Many of these qualities are already evident in the Piano Quintet in G minor Op 8; although it was published in 1915 it was, in fact, composed in 1893, relatively early in Suk’s career. Another strand is also apparent in the Quintet: it is dedicated to Brahms, an old friend of Dvorák, who had already given Suk advice and encouragement. The influence of the German composer can be felt in the rhetoric of certain passages, notably in the first movement. But the Quintet is far from being a compendium of youthful enthusiasms for the work of more venerable composers; many aspects of the melodic style, in particular, are typical of Suk throughout his career.

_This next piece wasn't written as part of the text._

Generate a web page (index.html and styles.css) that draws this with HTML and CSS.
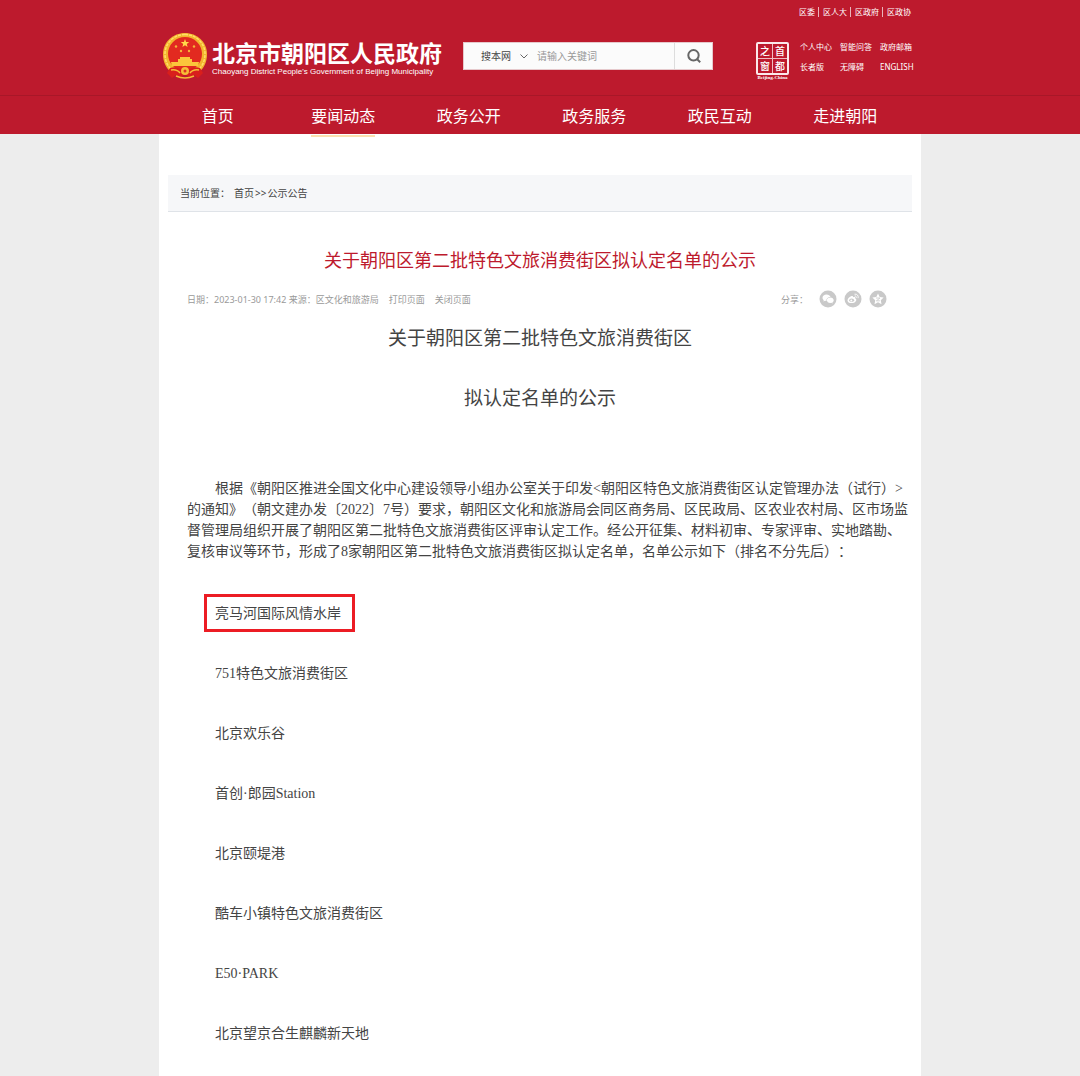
FILE: index.html
```html
<!DOCTYPE html>
<html lang="zh-CN">
<head>
<meta charset="utf-8">
<meta name="viewport" content="width=device-width, initial-scale=1">
<title>关于朝阳区第二批特色文旅消费街区拟认定名单的公示</title>
<link rel="stylesheet" href="styles.css">
</head>
<body>
<header class="site-header">
  <div class="wrap">
    <ul class="top-links">
      <li><a href="#">区委</a></li>
      <li><a href="#">区人大</a></li>
      <li><a href="#">区政府</a></li>
      <li><a href="#">区政协</a></li>
    </ul>
    <div class="masthead">
      <a class="brand" href="#">
        <svg class="emblem" viewBox="0 0 44 46" aria-hidden="true">
          <path d="M22 0C10 0 0 9 0 21c0 8 3 14 8 18l28 0c5-4 8-10 8-18C44 9 34 0 22 0z" fill="#f3b52e"/>
          <path d="M22 1.500C11 1.500 2 10 2 21c0 7 3 13 7 16" fill="none" stroke="#ffdf68" stroke-width="1.500" stroke-dasharray="3 1"/>
          <path d="M22 1.500C33 1.500 42 10 42 21c0 7-3 13-7 16" fill="none" stroke="#ffdf68" stroke-width="1.500" stroke-dasharray="3 1"/>
          <circle cx="22" cy="21" r="17" fill="#e22a20"/>
          <path d="M22 6l1.100 2.900 3.100.1-2.400 1.900.8 3-2.600-1.700-2.600 1.700.8-3-2.400-1.900 3.100-.1z" fill="#ffd84a"/>
          <g fill="#f5b43a"><circle cx="13" cy="13.500" r="1.200"/><circle cx="31" cy="13.500" r="1.200"/><circle cx="18" cy="18" r="1.200"/><circle cx="26" cy="18" r="1.200"/></g>
          <path d="M17 24h10v3H17zM15 26h14v3H15zM8 29h28l-1 4H9z" fill="#fbc63b"/>
          <path d="M7 35q6-2 10 1l5-2 5 2q4-3 10-1l3 5-5 5-4-3-5 2-4-3-4 3-5-2-4 3-5-5z" fill="#d91f1c"/>
          <circle cx="22" cy="38" r="4" fill="#f6bd37"/>
          <circle cx="22" cy="38" r="1.500" fill="#df3322"/>
          <path d="M8 37q6-1 9 3M36 37q-6-1-9 3M13 43q9 4 18 0" fill="none" stroke="#f6bd37" stroke-width="1.600"/>
        </svg>
        <span class="brand-text">
          <strong class="brand-name">北京市朝阳区人民政府</strong>
          <span class="brand-en">Chaoyang District People's Government of Beijing Municipality</span>
        </span>
      </a>
      <form class="search">
        <select class="search-scope" aria-label="搜索范围"><option>搜本网</option></select>
        <svg class="chevron" viewBox="0 0 8 5" aria-hidden="true"><path d="M.5.5L4 4 7.500.5" fill="none" stroke="#666"/></svg>
        <input class="search-input" type="text" placeholder="请输入关键词" aria-label="请输入关键词">
        <button class="search-button" type="submit" aria-label="搜索">
          <svg class="search-icon" viewBox="0 0 14 14" aria-hidden="true"><circle cx="6.500" cy="6.300" r="5.200"/><path d="M10.200 10.200l3 3"/></svg>
        </button>
      </form>
      <a class="capital" href="#">
        <span class="seal"><span>之</span><span>首</span><span>窗</span><span>都</span></span>
        <span class="seal-en">Beijing-China</span>
      </a>
      <ul class="quick-links">
        <li><a href="#">个人中心</a></li>
        <li><a href="#">智能问答</a></li>
        <li><a href="#">政府邮箱</a></li>
        <li><a href="#">长者版</a></li>
        <li><a href="#">无障碍</a></li>
        <li><a href="#">ENGLISH</a></li>
      </ul>
    </div>
  </div>
  <nav class="main-nav">
    <ul class="nav-list">
      <li><a href="#">首页</a></li>
      <li><a class="current" href="#">要闻动态</a></li>
      <li><a href="#">政务公开</a></li>
      <li><a href="#">政务服务</a></li>
      <li><a href="#">政民互动</a></li>
      <li><a href="#">走进朝阳</a></li>
    </ul>
  </nav>
</header>
<main class="page">
  <div class="breadcrumb"><span>当前位置：</span><span><a href="#">首页</a><span class="crumb-sep">&gt;&gt;</span><a href="#">公示公告</a></span></div>
  <article class="article">
    <h1 class="title">关于朝阳区第二批特色文旅消费街区拟认定名单的公示</h1>
    <div class="meta">
      <div class="meta-info">
        <span>日期：2023-01-30 17:42 来源：区文化和旅游局</span>
        <a href="#">打印页面</a>
        <a href="#">关闭页面</a>
      </div>
      <div class="share">
        <span class="share-label">分享：</span>
        <a href="#" aria-label="微信"><svg class="share-icon" viewBox="0 0 18 18"><circle cx="9" cy="9" r="8.500" fill="#c9c9c9"/><path d="M7.500 4.500c-2.300 0-4 1.400-4 3.200 0 1 .5 1.800 1.300 2.400l-.4 1.400 1.600-.8 1.500.2c-.4-2.400 1.500-4 4-4-.5-1.500-2-2.400-4-2.400z" fill="#fff"/><path d="M11.300 7.500c-2 0-3.400 1.100-3.400 2.700s1.500 2.700 3.400 2.700l1.100-.1 1.300.7-.3-1.200c.8-.5 1.300-1.200 1.300-2.100 0-1.500-1.500-2.700-3.400-2.700z" fill="#fff"/></svg></a>
        <a href="#" aria-label="微博"><svg class="share-icon" viewBox="0 0 18 18"><circle cx="9" cy="9" r="8.500" fill="#c9c9c9"/><path d="M7.500 6c1.200-.4 1.800.2 1.500 1.300 1.700-.5 2.700.1 2.200 1.200 1 .4 1.300 1 1 1.900-.5 1.600-2.400 2.700-4.700 2.700-2.400 0-4-1.100-4-2.700C3.500 8.800 5.600 6.600 7.500 6z" fill="#fff"/><ellipse cx="7.600" cy="10.300" rx="2.500" ry="1.800" fill="#c9c9c9"/><circle cx="7.300" cy="10.400" r="1" fill="#fff"/><path d="M10.500 4.200c2.600-.5 4.200 1.500 3.600 4M10.700 6c1.200-.2 1.900.7 1.600 1.800" fill="none" stroke="#fff" stroke-width=".9"/></svg></a>
        <a href="#" aria-label="QQ空间"><svg class="share-icon" viewBox="0 0 18 18"><circle cx="9" cy="9" r="8.500" fill="#c9c9c9"/><path d="M9 3.500l1.700 3.600 3.900.5-2.800 2.700.7 3.900L9 12.300l-3.500 1.900.7-3.900-2.800-2.700 3.900-.5z" fill="#fff"/><path d="M7 8h4l-3.600 2.800h3.500" fill="none" stroke="#c9c9c9" stroke-width=".8"/></svg></a>
      </div>
    </div>
    <h2 class="subtitle">关于朝阳区第二批特色文旅消费街区<br>拟认定名单的公示</h2>
    <div class="content">
      <p class="intro">根据《朝阳区推进全国文化中心建设领导小组办公室关于印发&lt;朝阳区特色文旅消费街区认定管理办法（试行）&gt;的通知》（朝文建办发〔2022〕7号）要求，朝阳区文化和旅游局会同区商务局、区民政局、区农业农村局、区市场监督管理局组织开展了朝阳区第二批特色文旅消费街区评审认定工作。经公开征集、材料初审、专家评审、实地踏勘、复核审议等环节，形成了8家朝阳区第二批特色文旅消费街区拟认定名单，名单公示如下（排名不分先后）：</p>
      <p><span class="marked">亮马河国际风情水岸</span></p>
      <p>751特色文旅消费街区</p>
      <p>北京欢乐谷</p>
      <p>首创·郎园Station</p>
      <p>北京颐堤港</p>
      <p>酷车小镇特色文旅消费街区</p>
      <p>E50·PARK</p>
      <p>北京望京合生麒麟新天地</p>
    </div>
  </article>
</main>
</body>
</html>
```

FILE: styles.css
```css
* { box-sizing: border-box; }

body {
  margin: 0;
  background: #ededed;
  color: #444;
  font-family: "Noto Sans", "Noto Sans CJK SC", sans-serif;
  text-spacing-trim: space-all;
}

a { color: inherit; text-decoration: none; }
ul { list-style: none; margin: 0; padding: 0; }
svg { display: block; }

.wrap { max-width: 762px; margin: 0 auto; }

/* Header */
.site-header { background: #bd1a2d; color: #fff; }

.top-links {
  display: flex;
  justify-content: flex-end;
  padding: 7px 10px 0 0;
  font-size: 8px;
  line-height: 10px;
}
.top-links li + li {
  margin-left: 3px;
  padding-left: 4px;
  border-left: 1px solid #e9b4ba;
}

.masthead {
  display: flex;
  align-items: flex-start;
  height: 78px;
  padding: 16px 0 0 4px;
}

.brand { display: flex; gap: 5px; width: 279px; }
.emblem { flex: none; width: 44px; height: 46px; }
.brand-text { display: flex; flex-direction: column; padding-top: 6px; }
.brand-name { font-size: 23px; line-height: 28px; white-space: nowrap; }
.brand-en {
  font-family: "Liberation Sans", Arial, sans-serif;
  font-size: 8px;
  line-height: 10px;
  white-space: nowrap;
}

.search {
  position: relative;
  display: flex;
  width: 250px;
  height: 28px;
  margin: 9px 0 0 21px;
  background: #fbfbfb;
  border: 1px solid #e6c9cc;
}
.search-scope,
.search-input,
.search-button {
  margin: 0;
  padding: 0;
  border: 0;
  background: none;
  font-family: inherit;
  font-size: 10px;
  color: #444;
}
.search-scope { appearance: none; width: 73px; padding-left: 17px; }
.chevron {
  position: absolute;
  left: 56px;
  top: 11px;
  width: 8px;
  height: 5px;
  pointer-events: none;
}
.search-input { flex: 1; min-width: 0; }
.search-input::placeholder { color: #999; opacity: 1; }
.search-button {
  display: grid;
  place-items: center;
  width: 38px;
  border-left: 1px solid #ddd;
}
.search-icon { width: 14px; height: 14px; fill: none; stroke: #666; stroke-width: 2; }

.capital { width: 35px; margin: 9px 0 0 42px; }
.seal {
  display: grid;
  grid-template-columns: 1fr 1fr;
  gap: 1px;
  width: 33px;
  margin: 0 auto;
  border: 2px solid #fbe9eb;
  border-radius: 2px;
  background: #f0bcc2;
  font-family: "Noto Sans CJK SC", sans-serif;
  font-size: 10px;
  font-weight: 500;
  line-height: 14px;
  text-align: center;
}
.seal span { background: #bd1a2d; }
.seal-en {
  display: block;
  font-family: "Liberation Serif", serif;
  font-size: 5px;
  font-weight: 700;
  line-height: 6px;
  text-align: center;
  white-space: nowrap;
}

.quick-links {
  display: grid;
  grid-template-columns: repeat(3, 40px);
  margin: 4px 0 0 10px;
  font-size: 8px;
  line-height: 20px;
  white-space: nowrap;
}

.main-nav { border-top: 1px solid #a81728; }
.nav-list {
  display: grid;
  grid-template-columns: repeat(6, 1fr);
  max-width: 770px;
  height: 38px;
  margin: 0 auto;
  padding-right: 17px;
  font-size: 16px;
  line-height: 40px;
  text-align: center;
}
.nav-list a { display: inline-block; }
.nav-list .current { height: 41px; border-bottom: 2px solid #fbdfb0; }

/* Page */
.page {
  max-width: 762px;
  margin: 0 auto;
  padding: 41px 9px 32px;
  background: #fff;
}

.breadcrumb {
  display: flex;
  gap: 4px;
  padding: 0 12px;
  border-bottom: 1px solid #dfe3e8;
  background: #f6f7f9;
  font-size: 10px;
  line-height: 36px;
}
.crumb-sep { padding: 0 1px; }

.article { padding: 34px 4px 0 19px; }

.title {
  margin: 0 15px 0 0;
  color: #bd1a2d;
  font-size: 18px;
  font-weight: 400;
  line-height: 28px;
  text-align: center;
}

.meta {
  display: flex;
  justify-content: space-between;
  align-items: center;
  height: 18px;
  margin: 16px 21px 0 0;
  color: #999;
  font-size: 9px;
}
.meta-info { display: flex; gap: 10px; }
.share { display: flex; align-items: center; gap: 7px; }
.share-label { margin-right: 4px; }
.share-icon { width: 18px; height: 18px; }

.subtitle {
  margin: 0 15px 0 0;
  font-size: 19px;
  font-weight: 400;
  line-height: 60px;
  text-align: center;
}

.content {
  margin-top: 50px;
  font-family: "Liberation Serif", "Noto Sans CJK SC", serif;
  font-size: 14px;
  line-height: 21px;
}
.content p { margin: 0 0 39px; text-indent: 28px; }
.content .intro { margin-bottom: 41px; }
.content p:last-child { margin-bottom: 0; }

/* Highlight frame round one entry */
.marked { position: relative; }
.marked::before {
  content: "";
  position: absolute;
  inset: -12px -14px -11px -11px;
  border: 3px solid #ec1c24;
}
```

The Quintet’s first movement opens in robust fashion with vigorous motion in all parts and soaring lines for viola and cello. Throughout this bracing movement the impetus rarely flags, although there are moments of repose; the last of these is in an extended passage based around G major. This leads into a bouncy coda which, just before the major-key close, broadens out into a grand final peroration. The Adagio lives up to its secondary marking, Religioso, with an inspiring chant-like opening in which chords for the strings alternate with sweeping arpeggios for the piano. The cello leads the melodic material of a central section which results in a remarkably ardent climax.

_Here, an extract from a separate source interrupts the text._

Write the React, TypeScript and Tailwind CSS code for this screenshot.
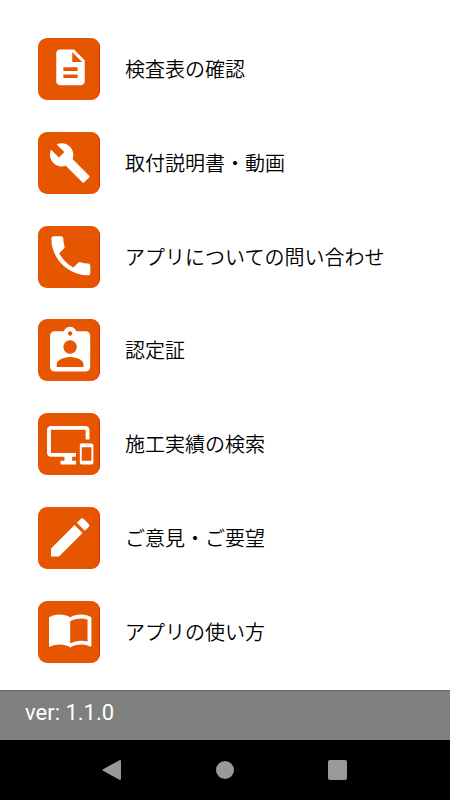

An airy pentatonic theme, a common feature in Czech music since the early days of Smetana and Dvorák, introduces an extended scherzo which, while embracing counterpoint and energetic development, provides an aspiring, almost bardic theme for the viola. Unsurprisingly, there is a passing homage to Dvorák’s great A major Piano Quintet in the trio, but Suk’s youthful adventurousness takes his attractively harmonized main theme in unexpected directions before the return of the scherzo. Dvorák’s Quintet seems to be a presence again in the a tempo introduction to the finale, perhaps also in the fugato passage in the development. But Suk’s individuality is evident at many stages, not least in some piquant harmony and the inventive transformation of the main theme of the first movement, which provides much of the finale’s material.
The Four Pieces for violin and piano Op 17 were composed in the spring of 1900 and dedicated to Karel Hoffmann, a fellow violinist in the Czech Quartet. The structure of these movements is simple, but their wide-ranging rhetoric proclaims a clearly sophisticated compositional temperament. The first movement, beginning with near-Impressionist colouring, also embraces extravagant romantic gestures in its central section. There is a hint of the national accent in the emphatic cross-rhythms which characterize the outer sections of the Appassionato second movement; these frame a passage of rapt lyricism entirely typical of Suk’s early maturity. This tendency is echoed in the intense opening of the third movement, although once again Suk, somewhat in the manner of alternation favoured by Dvorák in his Dumka movements, mingles seriousness with a brisker style of writing owing something to the Polka. The finale adopts the manner of a perpetuum mobile, drawing in a pastiche of the Classical manner amid the instrumental pyrotechnics.
Suk’s three-movement Piano Quartet in A minor is his Op 1 and was dedicated, appropriately enough, to his teacher Dvorák. Composed in the early 1890s, it is no surprise that it was taken up by the Prague publisher Urbánek, since it is brimming with character and confidence. The very opening idea of the first movement, which looks forward to that of the Piano Quintet, is both striking and original. Equally effective is the writing for the instruments, particularly in the lead-up to the movement’s secondary material. A wide-ranging and challenging development shows the young Suk to be completely in command of his ideas. Inevitably there are hints of his teacher’s style, but there is much that is entirely characteristic of Suk, including a tendency toward introspection, even in the outwardly confident opening Allegro appassionato. The slow movement, led off by the cello and piano, has a nocturne-like quality; an expressive central section, marked to be played a little quicker, has something of the ardent, fairy-tale atmosphere Suk later brought to his music for the play Radúz and Mahulena. The last movement combines the characteristics of scherzo and finale. A bold, march-like opening idea introduces a number of episodes, some gently yearning in manner, before an ebullient close.